Entries with page source code:
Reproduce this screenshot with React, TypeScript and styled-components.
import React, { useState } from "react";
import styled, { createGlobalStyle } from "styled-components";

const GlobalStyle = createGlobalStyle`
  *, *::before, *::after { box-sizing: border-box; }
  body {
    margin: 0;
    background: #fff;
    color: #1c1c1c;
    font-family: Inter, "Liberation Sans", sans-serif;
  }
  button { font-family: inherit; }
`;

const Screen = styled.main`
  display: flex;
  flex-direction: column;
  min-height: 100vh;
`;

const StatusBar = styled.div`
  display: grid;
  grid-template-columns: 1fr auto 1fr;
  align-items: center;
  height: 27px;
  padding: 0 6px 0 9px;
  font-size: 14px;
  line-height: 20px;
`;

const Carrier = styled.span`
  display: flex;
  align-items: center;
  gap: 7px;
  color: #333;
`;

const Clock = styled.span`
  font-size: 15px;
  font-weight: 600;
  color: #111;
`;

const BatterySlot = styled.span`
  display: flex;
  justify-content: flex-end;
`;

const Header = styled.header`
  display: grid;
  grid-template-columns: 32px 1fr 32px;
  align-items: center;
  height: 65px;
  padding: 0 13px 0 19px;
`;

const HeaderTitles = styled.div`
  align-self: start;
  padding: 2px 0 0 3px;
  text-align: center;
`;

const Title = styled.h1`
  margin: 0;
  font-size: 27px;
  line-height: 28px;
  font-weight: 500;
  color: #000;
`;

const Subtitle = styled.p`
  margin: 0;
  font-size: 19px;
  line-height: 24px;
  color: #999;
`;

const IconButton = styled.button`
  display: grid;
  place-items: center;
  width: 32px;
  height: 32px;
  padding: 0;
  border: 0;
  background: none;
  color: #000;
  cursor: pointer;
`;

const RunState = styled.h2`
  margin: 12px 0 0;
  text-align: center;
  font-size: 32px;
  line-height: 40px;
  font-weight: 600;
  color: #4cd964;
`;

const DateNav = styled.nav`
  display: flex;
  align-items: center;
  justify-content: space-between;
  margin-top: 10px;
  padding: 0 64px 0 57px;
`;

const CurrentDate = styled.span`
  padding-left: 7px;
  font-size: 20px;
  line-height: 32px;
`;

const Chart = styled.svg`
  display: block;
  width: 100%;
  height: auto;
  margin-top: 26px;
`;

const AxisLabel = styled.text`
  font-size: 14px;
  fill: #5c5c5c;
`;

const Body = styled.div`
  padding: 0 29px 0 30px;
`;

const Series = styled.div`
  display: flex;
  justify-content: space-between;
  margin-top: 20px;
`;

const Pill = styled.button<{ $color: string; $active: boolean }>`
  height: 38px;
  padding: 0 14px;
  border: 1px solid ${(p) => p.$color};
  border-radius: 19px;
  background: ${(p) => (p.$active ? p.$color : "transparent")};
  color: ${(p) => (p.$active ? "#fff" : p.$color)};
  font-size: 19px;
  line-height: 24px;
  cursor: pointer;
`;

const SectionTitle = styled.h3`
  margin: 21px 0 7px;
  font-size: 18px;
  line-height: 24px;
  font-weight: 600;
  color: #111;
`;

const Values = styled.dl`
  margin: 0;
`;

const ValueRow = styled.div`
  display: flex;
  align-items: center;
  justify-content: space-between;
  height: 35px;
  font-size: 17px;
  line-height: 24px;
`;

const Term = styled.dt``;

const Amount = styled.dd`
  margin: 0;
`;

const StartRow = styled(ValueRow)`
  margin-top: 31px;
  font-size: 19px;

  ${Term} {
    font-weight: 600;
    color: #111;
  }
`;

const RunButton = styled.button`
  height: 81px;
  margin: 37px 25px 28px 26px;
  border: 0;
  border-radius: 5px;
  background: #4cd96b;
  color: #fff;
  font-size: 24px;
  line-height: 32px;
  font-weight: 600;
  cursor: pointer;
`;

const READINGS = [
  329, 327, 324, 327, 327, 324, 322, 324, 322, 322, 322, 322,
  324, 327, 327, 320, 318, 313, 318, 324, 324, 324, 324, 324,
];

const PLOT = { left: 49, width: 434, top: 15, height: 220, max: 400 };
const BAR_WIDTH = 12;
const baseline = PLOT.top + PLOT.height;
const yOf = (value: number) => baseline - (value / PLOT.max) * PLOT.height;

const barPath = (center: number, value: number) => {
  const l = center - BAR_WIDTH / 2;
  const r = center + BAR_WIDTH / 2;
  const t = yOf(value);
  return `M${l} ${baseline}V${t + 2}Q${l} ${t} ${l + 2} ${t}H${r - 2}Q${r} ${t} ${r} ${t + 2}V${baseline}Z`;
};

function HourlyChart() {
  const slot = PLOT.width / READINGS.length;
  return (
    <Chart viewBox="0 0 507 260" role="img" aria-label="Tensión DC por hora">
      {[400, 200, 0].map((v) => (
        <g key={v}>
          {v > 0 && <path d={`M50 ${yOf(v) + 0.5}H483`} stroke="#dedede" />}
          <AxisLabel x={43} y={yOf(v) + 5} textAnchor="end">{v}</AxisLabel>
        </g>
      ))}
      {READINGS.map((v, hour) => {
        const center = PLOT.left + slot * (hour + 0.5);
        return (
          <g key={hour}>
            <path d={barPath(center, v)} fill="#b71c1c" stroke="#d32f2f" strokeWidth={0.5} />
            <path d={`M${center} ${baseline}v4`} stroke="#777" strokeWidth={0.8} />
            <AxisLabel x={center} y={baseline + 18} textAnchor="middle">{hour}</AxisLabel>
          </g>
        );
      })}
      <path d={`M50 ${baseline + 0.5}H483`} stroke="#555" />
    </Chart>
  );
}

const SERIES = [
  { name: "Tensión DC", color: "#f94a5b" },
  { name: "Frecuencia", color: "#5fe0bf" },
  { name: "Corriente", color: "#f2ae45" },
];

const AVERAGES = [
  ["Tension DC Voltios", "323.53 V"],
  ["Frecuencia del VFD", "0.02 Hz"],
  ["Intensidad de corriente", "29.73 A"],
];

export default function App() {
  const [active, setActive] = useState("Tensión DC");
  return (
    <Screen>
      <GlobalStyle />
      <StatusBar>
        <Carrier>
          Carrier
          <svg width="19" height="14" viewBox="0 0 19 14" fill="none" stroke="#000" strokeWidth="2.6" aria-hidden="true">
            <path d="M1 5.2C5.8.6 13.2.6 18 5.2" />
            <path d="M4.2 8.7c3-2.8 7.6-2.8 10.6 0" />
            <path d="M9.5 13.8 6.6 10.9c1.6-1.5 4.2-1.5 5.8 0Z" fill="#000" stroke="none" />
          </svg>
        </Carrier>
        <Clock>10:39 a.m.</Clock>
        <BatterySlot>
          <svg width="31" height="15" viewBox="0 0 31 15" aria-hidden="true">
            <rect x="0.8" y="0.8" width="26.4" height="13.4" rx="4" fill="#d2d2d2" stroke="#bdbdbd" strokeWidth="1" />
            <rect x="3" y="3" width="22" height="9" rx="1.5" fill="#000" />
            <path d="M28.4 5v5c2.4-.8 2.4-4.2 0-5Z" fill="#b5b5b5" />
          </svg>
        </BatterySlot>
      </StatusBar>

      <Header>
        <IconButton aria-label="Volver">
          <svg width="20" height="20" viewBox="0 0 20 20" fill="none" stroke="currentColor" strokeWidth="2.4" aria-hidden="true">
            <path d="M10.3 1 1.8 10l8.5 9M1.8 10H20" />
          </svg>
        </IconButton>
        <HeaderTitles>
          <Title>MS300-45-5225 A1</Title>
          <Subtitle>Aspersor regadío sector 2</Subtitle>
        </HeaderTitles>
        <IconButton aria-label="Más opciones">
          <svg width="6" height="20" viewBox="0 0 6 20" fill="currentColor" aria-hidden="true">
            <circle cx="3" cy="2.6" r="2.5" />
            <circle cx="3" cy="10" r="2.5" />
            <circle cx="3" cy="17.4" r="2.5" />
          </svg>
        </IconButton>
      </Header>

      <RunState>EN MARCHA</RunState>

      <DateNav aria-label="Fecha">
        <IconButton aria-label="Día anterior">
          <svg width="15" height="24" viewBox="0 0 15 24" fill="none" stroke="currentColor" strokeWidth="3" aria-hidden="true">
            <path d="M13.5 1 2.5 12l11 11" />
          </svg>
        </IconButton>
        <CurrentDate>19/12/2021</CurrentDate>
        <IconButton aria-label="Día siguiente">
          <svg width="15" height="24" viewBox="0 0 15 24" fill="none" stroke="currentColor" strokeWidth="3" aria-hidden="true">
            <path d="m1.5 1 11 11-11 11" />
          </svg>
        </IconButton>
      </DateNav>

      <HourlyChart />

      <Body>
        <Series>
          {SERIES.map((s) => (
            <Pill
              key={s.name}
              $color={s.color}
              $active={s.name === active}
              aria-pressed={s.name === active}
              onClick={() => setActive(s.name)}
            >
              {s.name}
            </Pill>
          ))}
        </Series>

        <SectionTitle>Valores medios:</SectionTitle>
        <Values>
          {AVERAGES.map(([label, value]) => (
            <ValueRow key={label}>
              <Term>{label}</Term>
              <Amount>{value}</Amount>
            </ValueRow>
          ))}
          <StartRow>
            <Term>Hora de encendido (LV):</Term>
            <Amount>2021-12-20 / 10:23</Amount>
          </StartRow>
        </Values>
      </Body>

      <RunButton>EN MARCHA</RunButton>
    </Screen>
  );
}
...
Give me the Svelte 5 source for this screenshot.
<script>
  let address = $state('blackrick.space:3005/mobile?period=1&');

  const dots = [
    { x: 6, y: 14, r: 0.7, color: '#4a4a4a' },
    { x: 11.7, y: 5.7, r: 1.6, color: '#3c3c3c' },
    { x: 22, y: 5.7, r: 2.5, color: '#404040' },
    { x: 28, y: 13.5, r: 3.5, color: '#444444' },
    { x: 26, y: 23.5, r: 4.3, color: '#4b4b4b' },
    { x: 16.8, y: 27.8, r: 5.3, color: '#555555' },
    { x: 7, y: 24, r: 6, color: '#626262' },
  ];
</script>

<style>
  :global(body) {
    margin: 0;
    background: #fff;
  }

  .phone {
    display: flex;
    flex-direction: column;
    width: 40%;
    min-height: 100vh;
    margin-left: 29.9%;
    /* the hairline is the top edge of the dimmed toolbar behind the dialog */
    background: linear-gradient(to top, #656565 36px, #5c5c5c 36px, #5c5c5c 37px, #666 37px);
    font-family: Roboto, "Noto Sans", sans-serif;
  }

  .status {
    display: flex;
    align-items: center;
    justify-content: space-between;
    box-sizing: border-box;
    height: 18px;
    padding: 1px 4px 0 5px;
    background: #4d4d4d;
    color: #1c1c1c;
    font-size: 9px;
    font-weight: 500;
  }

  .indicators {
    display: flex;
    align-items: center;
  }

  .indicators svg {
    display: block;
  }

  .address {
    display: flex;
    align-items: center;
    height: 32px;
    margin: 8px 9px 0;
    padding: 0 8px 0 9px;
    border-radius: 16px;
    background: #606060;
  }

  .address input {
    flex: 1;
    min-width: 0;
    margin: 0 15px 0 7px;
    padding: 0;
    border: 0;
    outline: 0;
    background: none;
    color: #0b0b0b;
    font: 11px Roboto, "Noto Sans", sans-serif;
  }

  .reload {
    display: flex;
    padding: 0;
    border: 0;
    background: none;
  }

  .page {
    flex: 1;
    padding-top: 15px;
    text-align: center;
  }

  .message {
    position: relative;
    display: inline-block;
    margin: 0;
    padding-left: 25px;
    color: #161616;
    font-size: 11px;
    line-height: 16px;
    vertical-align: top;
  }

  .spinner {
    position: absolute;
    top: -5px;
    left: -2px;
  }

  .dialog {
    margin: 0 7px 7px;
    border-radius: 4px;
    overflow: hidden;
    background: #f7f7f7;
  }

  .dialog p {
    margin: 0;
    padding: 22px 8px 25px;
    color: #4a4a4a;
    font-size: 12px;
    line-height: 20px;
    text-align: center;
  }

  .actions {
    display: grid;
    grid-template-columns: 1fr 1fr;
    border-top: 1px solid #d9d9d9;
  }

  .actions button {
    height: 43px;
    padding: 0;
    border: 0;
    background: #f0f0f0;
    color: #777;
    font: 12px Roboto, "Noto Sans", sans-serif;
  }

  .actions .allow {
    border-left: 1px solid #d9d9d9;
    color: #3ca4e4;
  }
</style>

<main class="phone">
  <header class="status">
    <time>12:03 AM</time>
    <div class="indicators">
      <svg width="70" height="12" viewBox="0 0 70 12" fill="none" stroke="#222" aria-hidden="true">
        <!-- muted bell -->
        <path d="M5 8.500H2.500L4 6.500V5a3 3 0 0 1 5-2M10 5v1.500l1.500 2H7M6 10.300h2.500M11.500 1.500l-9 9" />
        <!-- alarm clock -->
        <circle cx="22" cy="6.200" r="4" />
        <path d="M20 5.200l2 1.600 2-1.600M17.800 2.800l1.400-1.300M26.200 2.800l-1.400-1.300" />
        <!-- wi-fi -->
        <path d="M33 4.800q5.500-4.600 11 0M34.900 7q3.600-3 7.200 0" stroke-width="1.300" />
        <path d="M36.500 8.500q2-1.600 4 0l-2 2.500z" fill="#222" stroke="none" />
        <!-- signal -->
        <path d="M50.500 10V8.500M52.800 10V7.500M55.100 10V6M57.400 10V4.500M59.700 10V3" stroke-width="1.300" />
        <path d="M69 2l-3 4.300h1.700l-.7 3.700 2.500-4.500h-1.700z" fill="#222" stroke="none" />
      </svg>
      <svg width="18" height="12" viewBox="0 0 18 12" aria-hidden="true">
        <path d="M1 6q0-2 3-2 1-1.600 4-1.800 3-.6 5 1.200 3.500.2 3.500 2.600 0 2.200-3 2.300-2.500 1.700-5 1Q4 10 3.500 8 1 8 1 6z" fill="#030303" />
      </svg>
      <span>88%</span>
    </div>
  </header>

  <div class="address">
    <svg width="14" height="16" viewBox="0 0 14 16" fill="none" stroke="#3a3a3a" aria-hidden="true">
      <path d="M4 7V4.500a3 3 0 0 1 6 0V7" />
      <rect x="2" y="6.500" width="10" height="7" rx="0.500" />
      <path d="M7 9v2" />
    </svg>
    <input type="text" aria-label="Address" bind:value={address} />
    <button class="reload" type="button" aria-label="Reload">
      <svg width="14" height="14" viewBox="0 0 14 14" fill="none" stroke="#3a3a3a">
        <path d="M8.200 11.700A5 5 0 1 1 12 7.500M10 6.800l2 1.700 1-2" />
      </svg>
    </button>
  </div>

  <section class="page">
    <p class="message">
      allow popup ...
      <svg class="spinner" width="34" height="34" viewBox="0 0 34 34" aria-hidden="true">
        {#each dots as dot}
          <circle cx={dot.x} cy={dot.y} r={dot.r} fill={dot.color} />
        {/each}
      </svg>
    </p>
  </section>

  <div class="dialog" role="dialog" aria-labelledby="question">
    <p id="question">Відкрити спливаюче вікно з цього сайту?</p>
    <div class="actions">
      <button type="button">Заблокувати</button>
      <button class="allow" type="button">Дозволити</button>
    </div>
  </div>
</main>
---
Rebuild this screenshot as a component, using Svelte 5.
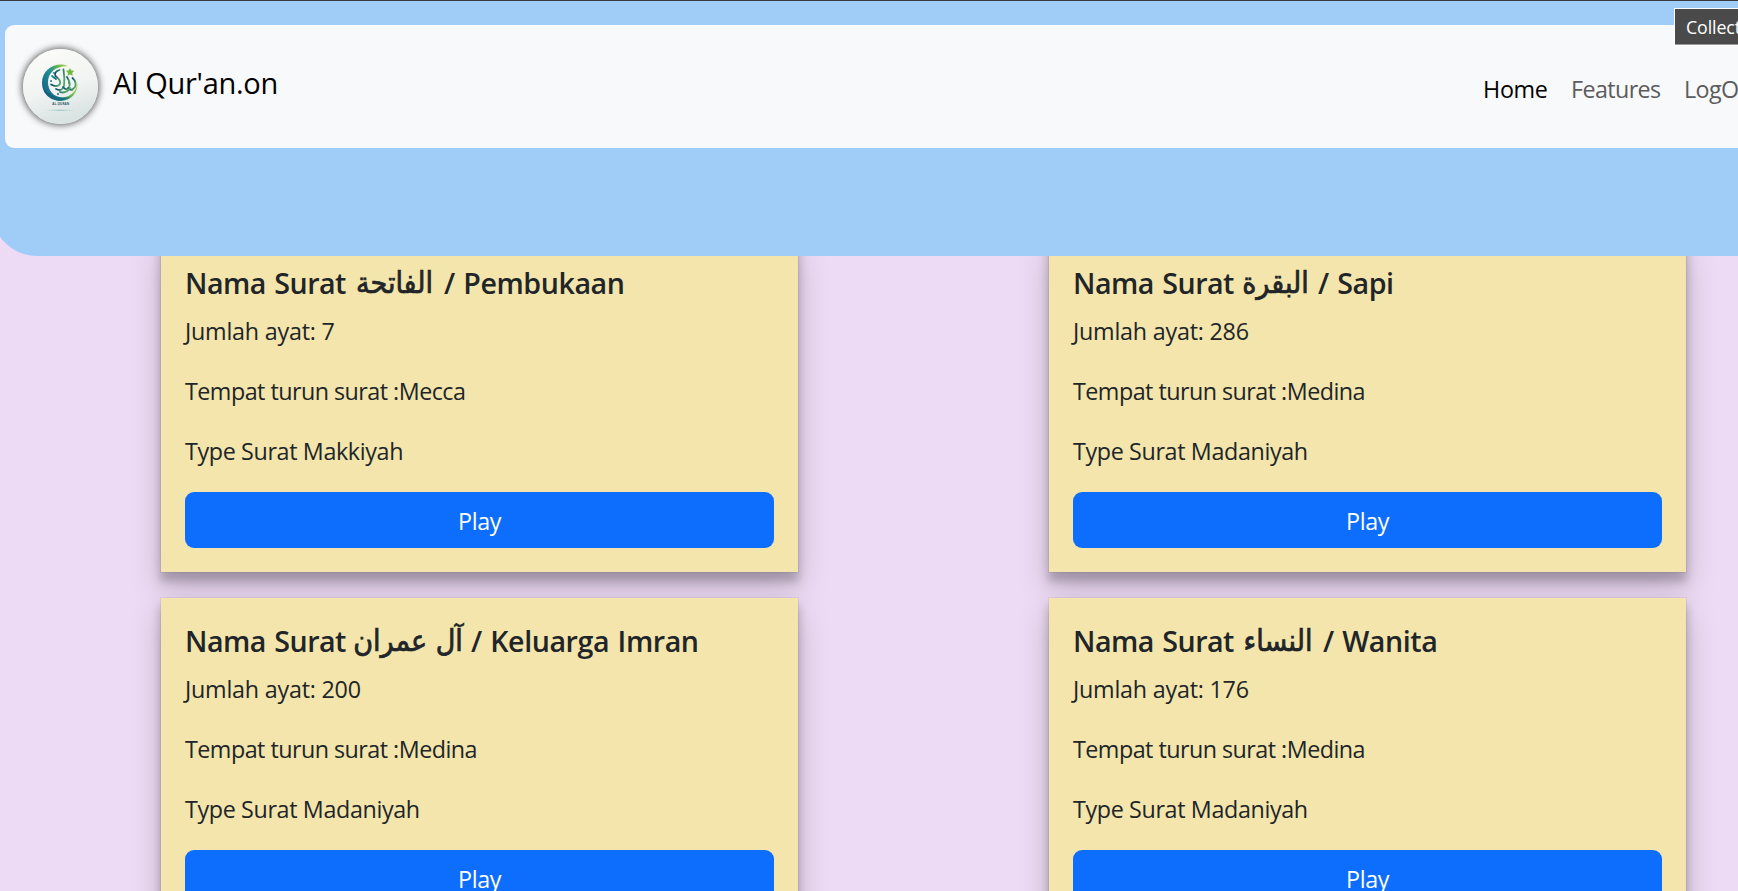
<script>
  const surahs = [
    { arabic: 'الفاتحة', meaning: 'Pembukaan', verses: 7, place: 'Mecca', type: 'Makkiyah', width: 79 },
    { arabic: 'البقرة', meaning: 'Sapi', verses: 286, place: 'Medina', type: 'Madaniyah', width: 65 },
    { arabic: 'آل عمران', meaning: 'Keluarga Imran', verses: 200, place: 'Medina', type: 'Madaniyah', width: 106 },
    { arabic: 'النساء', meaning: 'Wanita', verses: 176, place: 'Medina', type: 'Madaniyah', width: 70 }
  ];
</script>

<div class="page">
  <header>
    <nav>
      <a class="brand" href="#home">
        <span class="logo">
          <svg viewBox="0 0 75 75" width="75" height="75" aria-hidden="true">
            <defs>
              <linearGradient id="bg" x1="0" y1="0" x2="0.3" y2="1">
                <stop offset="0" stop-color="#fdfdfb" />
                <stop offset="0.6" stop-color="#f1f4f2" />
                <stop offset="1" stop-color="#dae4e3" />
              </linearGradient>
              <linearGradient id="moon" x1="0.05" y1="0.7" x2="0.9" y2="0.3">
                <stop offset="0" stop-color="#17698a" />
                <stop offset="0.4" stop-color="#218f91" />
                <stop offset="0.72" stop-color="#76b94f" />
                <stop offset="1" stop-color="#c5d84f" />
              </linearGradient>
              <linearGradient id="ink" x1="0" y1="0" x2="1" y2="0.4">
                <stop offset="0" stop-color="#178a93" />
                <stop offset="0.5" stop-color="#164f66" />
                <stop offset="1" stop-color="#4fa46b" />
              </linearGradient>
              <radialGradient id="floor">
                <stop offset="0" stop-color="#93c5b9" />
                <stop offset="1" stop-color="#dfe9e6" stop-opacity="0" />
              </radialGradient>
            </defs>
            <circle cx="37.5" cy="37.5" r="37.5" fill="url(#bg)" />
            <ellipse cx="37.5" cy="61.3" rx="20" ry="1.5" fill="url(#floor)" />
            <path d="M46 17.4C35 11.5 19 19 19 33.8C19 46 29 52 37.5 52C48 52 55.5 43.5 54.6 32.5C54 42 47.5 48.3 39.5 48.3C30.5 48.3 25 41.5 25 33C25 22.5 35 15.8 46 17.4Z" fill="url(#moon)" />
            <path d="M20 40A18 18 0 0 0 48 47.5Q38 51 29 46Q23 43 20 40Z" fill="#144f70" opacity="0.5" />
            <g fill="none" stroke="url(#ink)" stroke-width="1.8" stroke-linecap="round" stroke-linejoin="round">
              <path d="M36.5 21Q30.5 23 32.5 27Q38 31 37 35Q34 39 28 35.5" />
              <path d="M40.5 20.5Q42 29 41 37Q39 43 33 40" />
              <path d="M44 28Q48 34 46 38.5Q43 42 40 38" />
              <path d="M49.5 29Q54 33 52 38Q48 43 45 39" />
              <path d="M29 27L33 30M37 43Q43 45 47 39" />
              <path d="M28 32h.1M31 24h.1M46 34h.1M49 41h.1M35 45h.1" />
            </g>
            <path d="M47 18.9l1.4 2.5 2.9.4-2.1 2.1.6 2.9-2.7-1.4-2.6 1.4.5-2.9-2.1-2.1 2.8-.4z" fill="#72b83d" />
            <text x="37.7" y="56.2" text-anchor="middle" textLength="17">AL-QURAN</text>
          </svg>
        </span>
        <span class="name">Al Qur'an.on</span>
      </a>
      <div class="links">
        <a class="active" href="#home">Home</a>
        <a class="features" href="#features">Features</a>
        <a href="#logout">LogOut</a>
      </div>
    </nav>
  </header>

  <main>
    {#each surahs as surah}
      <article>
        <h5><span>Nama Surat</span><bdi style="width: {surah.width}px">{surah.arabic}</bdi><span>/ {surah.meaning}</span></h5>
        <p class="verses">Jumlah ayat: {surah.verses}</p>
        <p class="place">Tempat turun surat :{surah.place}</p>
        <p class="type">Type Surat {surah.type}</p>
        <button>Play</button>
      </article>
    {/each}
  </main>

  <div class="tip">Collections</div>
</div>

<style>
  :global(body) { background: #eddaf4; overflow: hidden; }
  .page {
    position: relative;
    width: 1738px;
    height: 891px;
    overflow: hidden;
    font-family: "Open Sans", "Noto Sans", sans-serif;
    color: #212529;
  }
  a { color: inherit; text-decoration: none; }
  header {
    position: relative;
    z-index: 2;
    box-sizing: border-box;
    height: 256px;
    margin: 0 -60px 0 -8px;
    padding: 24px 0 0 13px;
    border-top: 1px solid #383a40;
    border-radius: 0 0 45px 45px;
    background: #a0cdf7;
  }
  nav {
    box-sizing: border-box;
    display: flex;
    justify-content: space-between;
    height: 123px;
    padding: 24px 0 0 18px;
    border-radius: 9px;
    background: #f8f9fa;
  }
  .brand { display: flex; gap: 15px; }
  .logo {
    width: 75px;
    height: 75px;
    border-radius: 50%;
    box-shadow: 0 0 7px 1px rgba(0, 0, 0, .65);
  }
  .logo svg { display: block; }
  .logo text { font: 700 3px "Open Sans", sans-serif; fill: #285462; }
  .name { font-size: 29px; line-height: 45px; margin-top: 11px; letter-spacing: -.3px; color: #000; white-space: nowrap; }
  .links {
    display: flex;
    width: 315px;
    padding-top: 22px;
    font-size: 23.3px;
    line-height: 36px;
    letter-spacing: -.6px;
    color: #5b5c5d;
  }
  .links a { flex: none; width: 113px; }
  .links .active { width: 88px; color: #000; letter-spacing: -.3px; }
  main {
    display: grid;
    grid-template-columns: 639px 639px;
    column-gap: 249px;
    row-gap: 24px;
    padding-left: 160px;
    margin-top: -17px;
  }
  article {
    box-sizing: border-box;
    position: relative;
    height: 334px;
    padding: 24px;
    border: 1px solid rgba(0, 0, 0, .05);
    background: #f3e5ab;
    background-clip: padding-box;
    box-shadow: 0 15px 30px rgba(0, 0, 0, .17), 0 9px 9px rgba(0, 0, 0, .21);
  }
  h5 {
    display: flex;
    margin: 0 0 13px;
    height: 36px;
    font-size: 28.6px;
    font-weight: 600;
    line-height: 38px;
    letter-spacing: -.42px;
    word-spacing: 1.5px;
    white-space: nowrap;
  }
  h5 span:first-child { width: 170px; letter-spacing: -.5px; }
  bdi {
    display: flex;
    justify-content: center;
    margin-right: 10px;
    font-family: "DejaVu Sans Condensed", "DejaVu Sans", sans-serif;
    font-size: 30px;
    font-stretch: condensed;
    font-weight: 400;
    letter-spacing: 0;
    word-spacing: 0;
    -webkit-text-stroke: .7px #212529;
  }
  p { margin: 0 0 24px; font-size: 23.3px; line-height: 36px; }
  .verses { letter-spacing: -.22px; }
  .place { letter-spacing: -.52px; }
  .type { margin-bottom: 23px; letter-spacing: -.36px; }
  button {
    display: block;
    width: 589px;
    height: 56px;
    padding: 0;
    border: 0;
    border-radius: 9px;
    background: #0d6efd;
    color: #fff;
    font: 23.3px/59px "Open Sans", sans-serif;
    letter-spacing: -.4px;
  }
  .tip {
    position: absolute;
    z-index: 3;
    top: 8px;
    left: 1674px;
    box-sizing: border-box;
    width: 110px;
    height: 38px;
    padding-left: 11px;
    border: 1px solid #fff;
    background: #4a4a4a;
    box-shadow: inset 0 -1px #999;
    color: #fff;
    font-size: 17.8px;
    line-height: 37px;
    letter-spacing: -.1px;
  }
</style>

--- Your task ---
From the data, collect all lines where the string "screenshot" appears.

--- Solution for this task ---
Reproduce this screenshot with React, TypeScript and styled-components.
Give me the Svelte 5 source for this screenshot.
Rebuild this screenshot as a component, using Svelte 5.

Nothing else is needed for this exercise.